If the model breaks when usage doubles, do not assume you need more people. You may need tighter task sizing, stricter prompts, or fewer exceptions. If two or more answers above are "no," pause the hire and fix the model first.
Next steps when the numbers still feel unclear
When estimates keep moving, make the model smaller before you make it smarter. Use one team, one workflow, and one month of real data. That gives you something more trustworthy than a rough staffing guess.
Pick a workflow that happens often and matters to the business. For most startups, that is a feature change, a bug fix, or a support issue that needs code. Then track the same four numbers every time: model usage and API cost, human review time, infrastructure used during build, test, and release, and exception work such as failed outputs, rework, or manual fixes.
A month is usually enough to spot patterns. You do not need perfect data on day one. You do need consistent data. If five similar tasks show review time between 12 and 18 minutes, that is useful. If one task takes two hours because the prompt failed three times, log that too.
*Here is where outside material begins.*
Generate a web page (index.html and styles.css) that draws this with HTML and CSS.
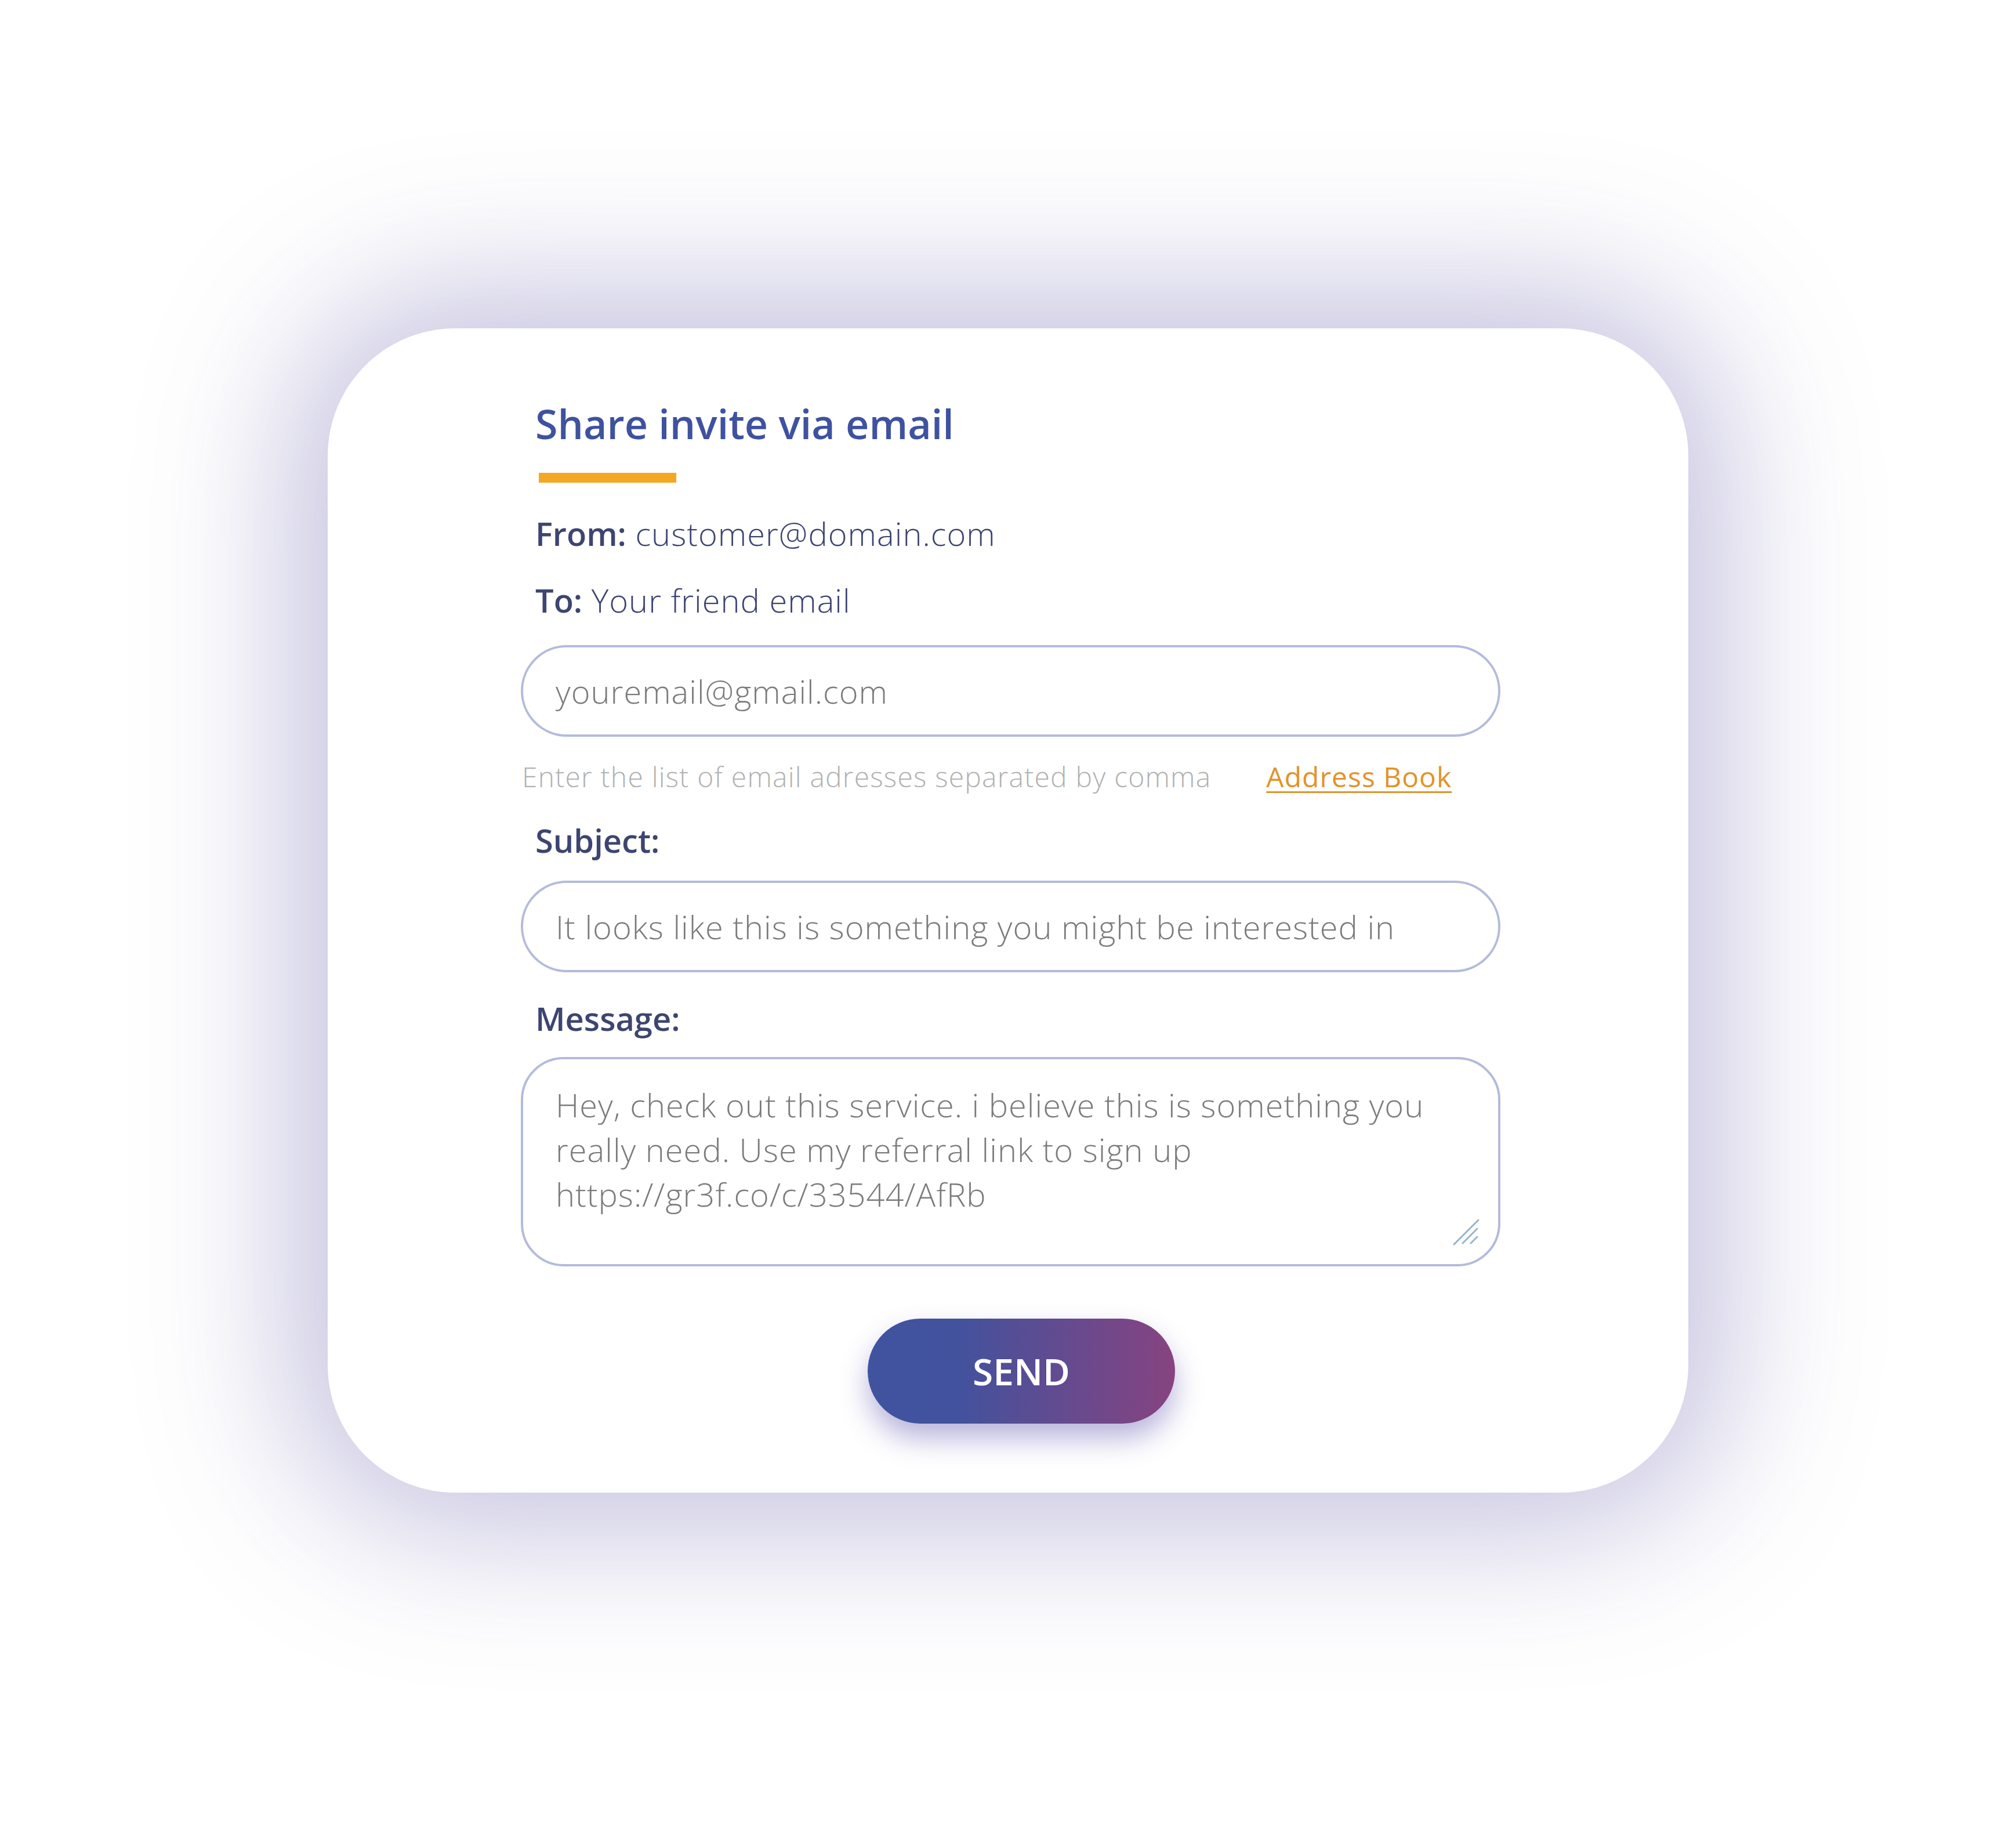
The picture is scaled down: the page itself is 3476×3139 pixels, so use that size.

Update the model every week until the numbers stop swinging. If the estimate changes a lot from one week to the next, do not hire yet. Fix the measurement first. Small teams often blame headcount when the real problem is weak review rules, poor prompts, missing tests, or too many handoffs.
Use those weekly numbers to choose tools before adding people. A better evaluation step, tighter code review, or cleaner deployment process can save more money than another engineer. Hiring feels simpler. It usually is not.
If the trade-offs still feel fuzzy, an outside review can help. Someone with hands-on AI and infrastructure experience can usually spot the real bottleneck faster than a spreadsheet can. That is often cheaper than hiring early and spending the next quarter undoing the mistake.